#### INFORMATION GIVEN ####
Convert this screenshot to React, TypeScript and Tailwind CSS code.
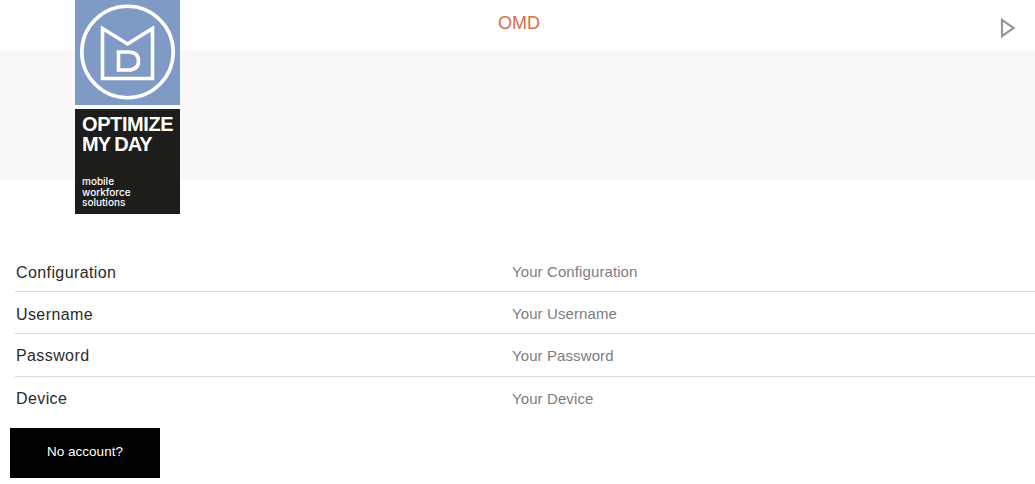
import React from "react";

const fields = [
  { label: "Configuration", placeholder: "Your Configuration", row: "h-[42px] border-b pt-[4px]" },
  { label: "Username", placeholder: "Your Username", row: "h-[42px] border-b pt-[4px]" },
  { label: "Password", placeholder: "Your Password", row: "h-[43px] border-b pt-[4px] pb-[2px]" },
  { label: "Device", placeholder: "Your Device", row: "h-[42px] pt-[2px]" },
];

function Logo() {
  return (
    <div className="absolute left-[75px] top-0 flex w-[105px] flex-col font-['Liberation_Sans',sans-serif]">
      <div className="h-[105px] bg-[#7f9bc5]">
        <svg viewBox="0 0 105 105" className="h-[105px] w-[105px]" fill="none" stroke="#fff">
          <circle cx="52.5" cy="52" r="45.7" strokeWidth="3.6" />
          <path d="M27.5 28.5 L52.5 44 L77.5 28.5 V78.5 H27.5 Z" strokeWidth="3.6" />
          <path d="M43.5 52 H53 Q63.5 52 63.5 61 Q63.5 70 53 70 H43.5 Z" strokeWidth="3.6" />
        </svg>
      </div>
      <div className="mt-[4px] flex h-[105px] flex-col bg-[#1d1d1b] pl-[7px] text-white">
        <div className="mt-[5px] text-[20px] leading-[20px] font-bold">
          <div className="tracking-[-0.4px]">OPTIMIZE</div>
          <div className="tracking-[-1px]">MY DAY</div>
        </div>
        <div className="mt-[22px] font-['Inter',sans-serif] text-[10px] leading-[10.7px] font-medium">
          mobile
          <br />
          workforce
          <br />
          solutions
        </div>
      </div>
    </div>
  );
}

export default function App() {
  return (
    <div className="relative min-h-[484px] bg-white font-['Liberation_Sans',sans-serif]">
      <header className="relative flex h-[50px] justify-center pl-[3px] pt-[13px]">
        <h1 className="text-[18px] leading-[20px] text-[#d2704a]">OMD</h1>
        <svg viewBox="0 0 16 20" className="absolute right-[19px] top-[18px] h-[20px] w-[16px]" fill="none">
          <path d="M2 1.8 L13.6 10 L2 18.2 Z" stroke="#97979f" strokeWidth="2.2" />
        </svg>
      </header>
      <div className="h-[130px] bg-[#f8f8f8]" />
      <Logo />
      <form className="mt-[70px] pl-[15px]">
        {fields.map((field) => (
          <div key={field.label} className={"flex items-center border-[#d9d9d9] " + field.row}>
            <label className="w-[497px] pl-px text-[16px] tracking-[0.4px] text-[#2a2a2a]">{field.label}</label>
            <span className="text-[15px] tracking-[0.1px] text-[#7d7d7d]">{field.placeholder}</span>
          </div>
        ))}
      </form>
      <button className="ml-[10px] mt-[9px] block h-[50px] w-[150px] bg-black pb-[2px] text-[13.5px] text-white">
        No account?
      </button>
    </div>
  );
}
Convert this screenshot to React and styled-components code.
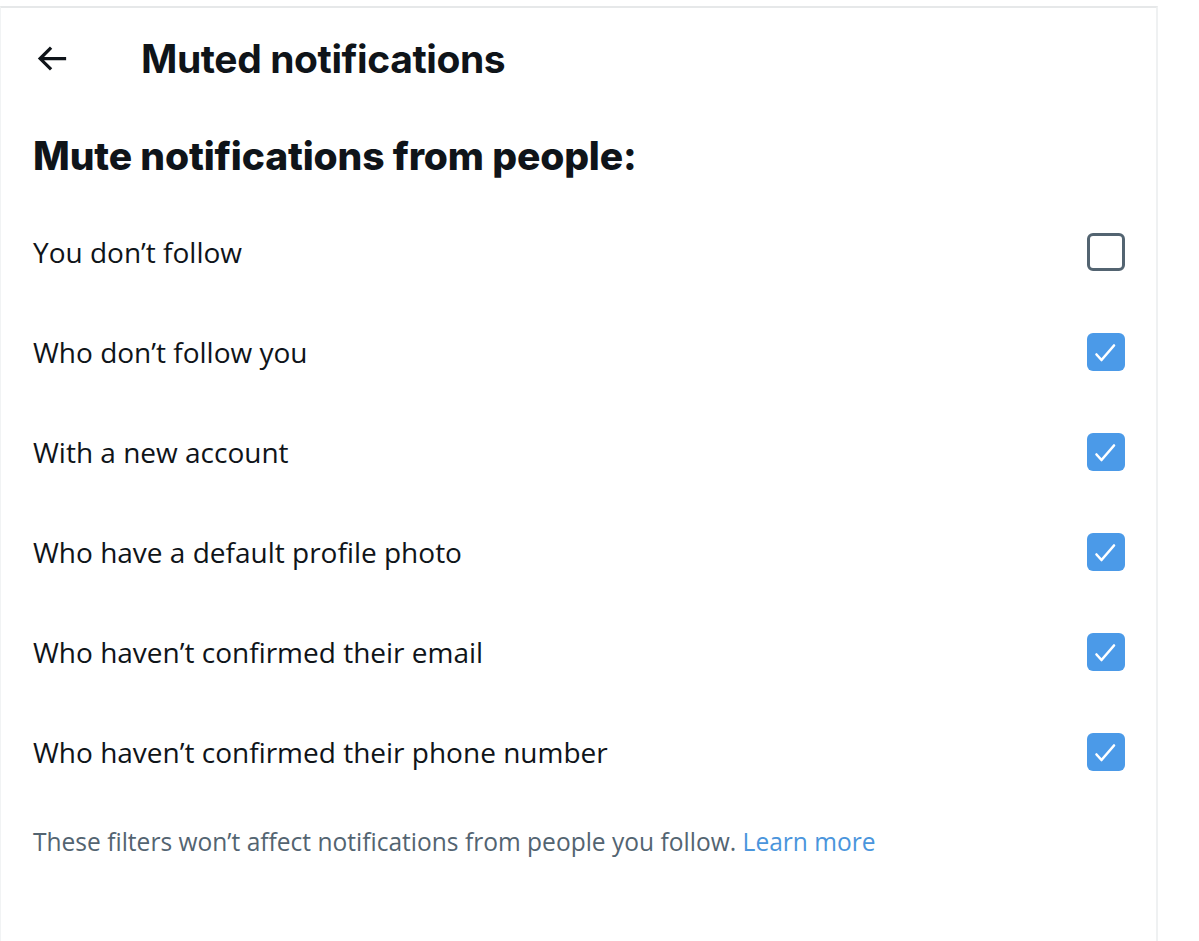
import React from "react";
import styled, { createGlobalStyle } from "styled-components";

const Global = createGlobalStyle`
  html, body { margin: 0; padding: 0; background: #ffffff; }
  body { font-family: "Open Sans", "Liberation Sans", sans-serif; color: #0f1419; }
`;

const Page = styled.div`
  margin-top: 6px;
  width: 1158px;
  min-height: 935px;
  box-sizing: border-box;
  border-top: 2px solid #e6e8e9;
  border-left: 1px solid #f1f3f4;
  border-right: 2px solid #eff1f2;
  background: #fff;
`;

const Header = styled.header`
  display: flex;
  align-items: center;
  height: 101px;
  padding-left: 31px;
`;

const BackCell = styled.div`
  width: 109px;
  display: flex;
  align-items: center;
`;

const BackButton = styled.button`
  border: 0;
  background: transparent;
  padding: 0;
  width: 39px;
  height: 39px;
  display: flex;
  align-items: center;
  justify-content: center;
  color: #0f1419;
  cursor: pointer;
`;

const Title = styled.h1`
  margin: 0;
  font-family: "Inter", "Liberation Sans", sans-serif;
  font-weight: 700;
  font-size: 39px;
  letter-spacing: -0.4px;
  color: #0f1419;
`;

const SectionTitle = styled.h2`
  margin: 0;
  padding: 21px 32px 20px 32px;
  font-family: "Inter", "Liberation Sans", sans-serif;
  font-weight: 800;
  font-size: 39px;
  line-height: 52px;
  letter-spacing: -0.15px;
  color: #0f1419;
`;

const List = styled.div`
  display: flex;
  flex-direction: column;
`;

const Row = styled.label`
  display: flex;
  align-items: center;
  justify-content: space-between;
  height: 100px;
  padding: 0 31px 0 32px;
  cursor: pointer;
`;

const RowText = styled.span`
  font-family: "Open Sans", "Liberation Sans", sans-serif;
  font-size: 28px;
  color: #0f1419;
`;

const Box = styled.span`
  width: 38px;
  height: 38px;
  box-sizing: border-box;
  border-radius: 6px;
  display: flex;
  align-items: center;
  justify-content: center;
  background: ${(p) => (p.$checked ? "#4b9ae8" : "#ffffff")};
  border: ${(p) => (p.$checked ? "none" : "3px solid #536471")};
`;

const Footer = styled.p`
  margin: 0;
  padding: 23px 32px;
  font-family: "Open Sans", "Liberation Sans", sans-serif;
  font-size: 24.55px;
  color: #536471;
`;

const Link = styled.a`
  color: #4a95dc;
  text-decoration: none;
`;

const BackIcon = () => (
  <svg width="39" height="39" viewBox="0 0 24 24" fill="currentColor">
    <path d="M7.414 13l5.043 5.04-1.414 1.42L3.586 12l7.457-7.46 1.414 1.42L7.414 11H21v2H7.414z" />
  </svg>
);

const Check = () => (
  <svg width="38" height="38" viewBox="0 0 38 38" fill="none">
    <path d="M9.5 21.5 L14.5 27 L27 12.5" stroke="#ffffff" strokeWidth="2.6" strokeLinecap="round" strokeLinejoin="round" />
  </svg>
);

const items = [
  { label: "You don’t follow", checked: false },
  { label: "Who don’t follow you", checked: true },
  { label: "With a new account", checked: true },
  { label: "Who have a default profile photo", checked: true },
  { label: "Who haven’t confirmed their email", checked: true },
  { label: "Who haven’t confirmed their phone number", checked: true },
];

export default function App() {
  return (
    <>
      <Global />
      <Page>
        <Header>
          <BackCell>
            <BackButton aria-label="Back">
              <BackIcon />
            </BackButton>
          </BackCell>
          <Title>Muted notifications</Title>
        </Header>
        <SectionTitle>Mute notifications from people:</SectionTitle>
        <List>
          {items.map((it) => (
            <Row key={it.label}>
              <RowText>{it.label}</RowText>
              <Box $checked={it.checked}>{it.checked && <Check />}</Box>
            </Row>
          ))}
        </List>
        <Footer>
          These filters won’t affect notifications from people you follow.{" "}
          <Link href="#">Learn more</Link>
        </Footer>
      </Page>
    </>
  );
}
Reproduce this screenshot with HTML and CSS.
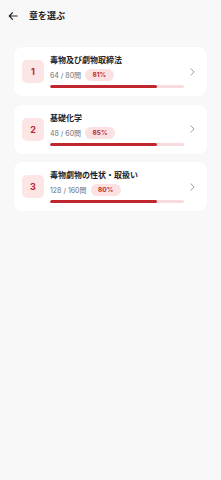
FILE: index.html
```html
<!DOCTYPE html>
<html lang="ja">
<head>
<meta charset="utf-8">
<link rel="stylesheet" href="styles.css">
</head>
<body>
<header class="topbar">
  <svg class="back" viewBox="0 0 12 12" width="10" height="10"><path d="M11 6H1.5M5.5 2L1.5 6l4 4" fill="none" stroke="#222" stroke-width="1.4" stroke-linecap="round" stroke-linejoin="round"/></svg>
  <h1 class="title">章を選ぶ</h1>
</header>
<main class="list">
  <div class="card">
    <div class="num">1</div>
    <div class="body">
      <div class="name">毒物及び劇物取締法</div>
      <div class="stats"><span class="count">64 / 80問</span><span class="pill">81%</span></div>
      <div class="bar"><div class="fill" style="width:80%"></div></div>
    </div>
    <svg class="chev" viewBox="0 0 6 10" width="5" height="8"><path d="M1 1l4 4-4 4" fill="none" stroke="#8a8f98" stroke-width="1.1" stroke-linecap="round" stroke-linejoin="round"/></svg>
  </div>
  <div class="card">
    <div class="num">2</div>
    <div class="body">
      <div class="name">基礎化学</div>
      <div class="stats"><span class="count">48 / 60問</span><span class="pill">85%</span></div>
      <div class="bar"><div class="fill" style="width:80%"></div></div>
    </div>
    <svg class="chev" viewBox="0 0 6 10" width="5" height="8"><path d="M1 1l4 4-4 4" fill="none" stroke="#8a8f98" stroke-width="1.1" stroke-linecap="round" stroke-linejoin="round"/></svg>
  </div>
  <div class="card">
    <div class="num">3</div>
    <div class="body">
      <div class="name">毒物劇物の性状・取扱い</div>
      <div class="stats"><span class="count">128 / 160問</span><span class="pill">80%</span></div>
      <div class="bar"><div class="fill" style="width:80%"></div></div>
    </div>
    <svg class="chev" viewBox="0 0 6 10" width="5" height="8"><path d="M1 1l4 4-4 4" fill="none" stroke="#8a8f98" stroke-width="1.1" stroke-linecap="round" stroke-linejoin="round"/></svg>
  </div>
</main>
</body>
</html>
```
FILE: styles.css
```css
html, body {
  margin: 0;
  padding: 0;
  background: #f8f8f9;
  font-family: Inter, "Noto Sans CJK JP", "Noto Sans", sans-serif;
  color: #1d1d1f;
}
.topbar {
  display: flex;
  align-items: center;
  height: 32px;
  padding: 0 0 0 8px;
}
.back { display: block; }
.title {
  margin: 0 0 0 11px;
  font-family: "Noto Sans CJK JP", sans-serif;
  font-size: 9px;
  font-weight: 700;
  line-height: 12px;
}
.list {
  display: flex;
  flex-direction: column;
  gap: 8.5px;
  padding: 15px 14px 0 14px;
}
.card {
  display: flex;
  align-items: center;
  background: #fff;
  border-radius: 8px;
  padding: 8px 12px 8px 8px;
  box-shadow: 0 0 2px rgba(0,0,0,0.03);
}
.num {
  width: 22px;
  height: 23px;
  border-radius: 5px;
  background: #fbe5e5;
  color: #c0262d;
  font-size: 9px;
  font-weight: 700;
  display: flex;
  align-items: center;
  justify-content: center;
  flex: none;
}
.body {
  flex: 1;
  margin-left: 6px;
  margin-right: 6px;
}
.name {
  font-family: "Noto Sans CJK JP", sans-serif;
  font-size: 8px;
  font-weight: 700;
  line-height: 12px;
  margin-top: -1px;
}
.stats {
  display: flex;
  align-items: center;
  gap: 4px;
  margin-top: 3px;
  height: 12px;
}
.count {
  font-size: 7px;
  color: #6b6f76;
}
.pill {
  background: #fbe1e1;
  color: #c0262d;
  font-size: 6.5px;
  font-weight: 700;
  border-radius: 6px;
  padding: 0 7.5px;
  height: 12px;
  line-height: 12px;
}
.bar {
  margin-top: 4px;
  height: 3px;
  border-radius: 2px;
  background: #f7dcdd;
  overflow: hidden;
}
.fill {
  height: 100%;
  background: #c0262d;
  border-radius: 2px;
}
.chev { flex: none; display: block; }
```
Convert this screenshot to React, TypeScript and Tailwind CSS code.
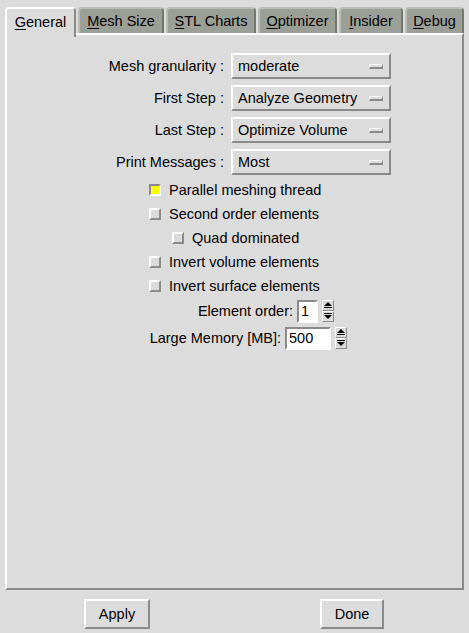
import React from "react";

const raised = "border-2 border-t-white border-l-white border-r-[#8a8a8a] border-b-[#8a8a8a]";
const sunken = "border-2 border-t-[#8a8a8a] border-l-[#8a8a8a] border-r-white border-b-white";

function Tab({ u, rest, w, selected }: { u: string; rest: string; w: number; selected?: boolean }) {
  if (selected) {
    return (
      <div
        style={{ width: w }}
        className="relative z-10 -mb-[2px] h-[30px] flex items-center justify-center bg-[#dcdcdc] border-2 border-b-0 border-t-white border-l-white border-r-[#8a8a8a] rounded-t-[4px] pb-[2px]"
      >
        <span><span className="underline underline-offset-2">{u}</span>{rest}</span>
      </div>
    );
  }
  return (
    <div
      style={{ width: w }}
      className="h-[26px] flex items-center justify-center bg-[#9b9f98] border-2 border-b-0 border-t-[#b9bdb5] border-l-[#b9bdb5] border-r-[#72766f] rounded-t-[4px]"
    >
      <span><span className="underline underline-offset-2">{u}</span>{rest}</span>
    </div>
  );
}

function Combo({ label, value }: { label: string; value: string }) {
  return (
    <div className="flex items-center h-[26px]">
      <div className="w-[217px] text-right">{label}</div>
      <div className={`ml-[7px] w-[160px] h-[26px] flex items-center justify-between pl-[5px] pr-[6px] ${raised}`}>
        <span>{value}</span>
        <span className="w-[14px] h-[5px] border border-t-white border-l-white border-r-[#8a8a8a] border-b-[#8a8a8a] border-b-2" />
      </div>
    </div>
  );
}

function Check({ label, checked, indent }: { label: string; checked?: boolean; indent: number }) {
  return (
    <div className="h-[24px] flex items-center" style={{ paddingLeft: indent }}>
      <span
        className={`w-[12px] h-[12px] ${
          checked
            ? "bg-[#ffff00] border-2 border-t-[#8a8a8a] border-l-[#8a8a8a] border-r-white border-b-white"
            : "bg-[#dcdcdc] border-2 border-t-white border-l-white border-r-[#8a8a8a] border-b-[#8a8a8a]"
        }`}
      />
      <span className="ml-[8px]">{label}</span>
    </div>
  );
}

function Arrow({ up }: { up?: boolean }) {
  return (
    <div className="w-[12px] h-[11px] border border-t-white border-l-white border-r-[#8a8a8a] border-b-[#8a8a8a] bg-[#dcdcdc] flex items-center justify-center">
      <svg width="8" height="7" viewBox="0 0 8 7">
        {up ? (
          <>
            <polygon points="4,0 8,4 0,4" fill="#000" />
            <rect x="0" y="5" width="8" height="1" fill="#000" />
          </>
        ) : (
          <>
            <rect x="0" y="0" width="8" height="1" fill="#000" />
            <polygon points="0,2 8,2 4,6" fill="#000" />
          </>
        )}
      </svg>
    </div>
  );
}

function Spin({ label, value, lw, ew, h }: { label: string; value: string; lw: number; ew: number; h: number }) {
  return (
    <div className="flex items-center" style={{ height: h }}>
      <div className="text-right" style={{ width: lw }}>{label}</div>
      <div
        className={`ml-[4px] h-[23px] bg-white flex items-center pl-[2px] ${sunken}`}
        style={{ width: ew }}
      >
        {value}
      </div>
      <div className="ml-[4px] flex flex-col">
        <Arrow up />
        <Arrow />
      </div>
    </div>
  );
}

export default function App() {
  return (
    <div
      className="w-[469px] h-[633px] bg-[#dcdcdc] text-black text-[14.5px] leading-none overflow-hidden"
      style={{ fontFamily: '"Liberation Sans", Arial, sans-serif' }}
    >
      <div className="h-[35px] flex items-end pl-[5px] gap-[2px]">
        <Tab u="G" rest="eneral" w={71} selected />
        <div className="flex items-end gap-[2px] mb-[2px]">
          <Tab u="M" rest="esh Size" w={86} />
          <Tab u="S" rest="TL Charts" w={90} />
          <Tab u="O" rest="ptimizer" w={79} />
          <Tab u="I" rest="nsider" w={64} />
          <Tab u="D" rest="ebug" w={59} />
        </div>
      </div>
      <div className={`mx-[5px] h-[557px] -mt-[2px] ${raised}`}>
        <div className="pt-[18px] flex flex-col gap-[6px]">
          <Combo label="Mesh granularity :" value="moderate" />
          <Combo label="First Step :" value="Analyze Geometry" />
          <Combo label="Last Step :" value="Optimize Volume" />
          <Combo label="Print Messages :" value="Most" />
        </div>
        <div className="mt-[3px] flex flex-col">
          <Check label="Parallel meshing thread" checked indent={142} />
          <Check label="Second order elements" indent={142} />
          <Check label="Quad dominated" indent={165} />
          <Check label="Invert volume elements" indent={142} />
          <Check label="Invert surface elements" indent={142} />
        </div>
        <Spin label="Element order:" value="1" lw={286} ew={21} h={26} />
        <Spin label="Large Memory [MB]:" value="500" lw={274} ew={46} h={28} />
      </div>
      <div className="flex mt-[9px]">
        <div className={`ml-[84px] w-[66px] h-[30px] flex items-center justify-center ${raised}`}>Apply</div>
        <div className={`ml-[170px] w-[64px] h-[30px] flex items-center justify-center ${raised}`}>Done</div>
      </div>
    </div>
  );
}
####
WHAT YOU HAVE TO DO
Look through the material above and pick out each line holding the word "screenshot".

COMPLETED EXERCISE
Convert this screenshot to React, TypeScript and Tailwind CSS code.
Convert this screenshot to React and styled-components code.
Reproduce this screenshot with HTML and CSS.
Convert this screenshot to React, TypeScript and Tailwind CSS code.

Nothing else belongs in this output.